Assim, o mês de agosto chega ao seu último dia. Para mim, não deixará saudades. Saudades sentirei, sim, dos amigos que se foram. Estes ainda continuarão por longo tempo percorrendo os labirintos das lembranças como nas palavras de Guimarães Rosa “As pessoas não morrem, elas ficam encantadas”.

Um dia nublado


É domingo. Acordei com mil planos, mas ao abrir a janela me deparei com um céu de cor cinza e, pela cor do asfalto, imaginei que chovera por toda a noite. E eu não gosto de chuva. Não mesmo. Sei da sua necessidade e da sua importância para o desenvolvimento das plantas para que suas raízes sejam hidratadas e elas possam até renascer e garantir, assim, a nossa sobrevivência por aqui. Sem oxigênio, sem alimentos e sem o multicolorido estético do entorno, nós, como seres sensíveis, não resistiríamos.

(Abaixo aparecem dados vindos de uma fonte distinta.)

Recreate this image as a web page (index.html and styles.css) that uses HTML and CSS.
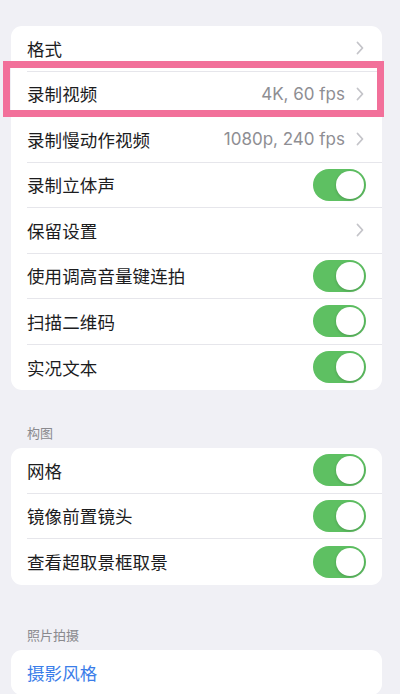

Eu sei, eu sei, aprendi com a escola e com a vida. Mas não gosto da umidade nos pés com que a chuva nos premia. Não gosto do frio.  Não nasci no Polo Norte e o meu humor segue a orientação solar. Se surge o sol, a alegria emerge de dentro de mim sem uma razão plausível que a justifique. Se chove, uma tristeza que vem não sei bem por que me invade de mansinho, e vai buscar quase sempre recordações que me entristecem ainda mais.

Essa é razão porque o dia de hoje não é daqueles que aguardo com ansiedade. Um dia frio e sem luz é, para mim, um dia sem vida que compenso com um sofá aconchegante, uma manta quentinha e um livro interessante nas mãos. Graças a ele, as horas passam, a noite chega e o domingo acaba. E nem lembro mais que havia um mau tempo nesse domingo, pois em minha mente fica apenas a lembrança da fala e do vaivém dos personagens com quem convivi por toda a tarde.

Não foi, porém, sempre assim a minha rejeição pela chuva. E lembrei-me hoje, e não sei bem por que, de uma noite lá atrás, num tempo quase esquecido - em que o carro era um luxo de poucos -, quando após a sessão de cinema nos deparamos, o Kendi e eu, meu namoradinho à época, com uma forte ventania e uma chuva torrencial. Para nos proteger e aquecer, tínhamos um único recurso: um guarda-chuva e os corpos juntinhos. Cena vista em tantos filmes, mas que eu nunca vivenciara. Estávamos no centro de um círculo de grossos pingos e ríamos de nossa prisão líquida. E aquilo me encantava. Tudo me encantava: a chuva, o frio, a proximidade dos corpos a que eu não estava acostumada. Eu era apenas uma adolescente. E estava feliz. Eu estava apaixonada, só isso, mas não sabia. Agora sei. E naquele dia amei a chuva.


Descrever cenas como essa, hoje, dá a impressão de que estamos falando de filmes da década de 50 e 60, ou de antes até, quando as relações afetivas eram menos liberais e os jovens não podiam, sem culpa, expressar suas sensações. Quanto a afirmar que aqueles eram tempos melhores ou piores, depende da ótica de cada um, mas de uma coisa tenho certeza a chuva daquela noite foi memorável e dela dá até para sentir saudade.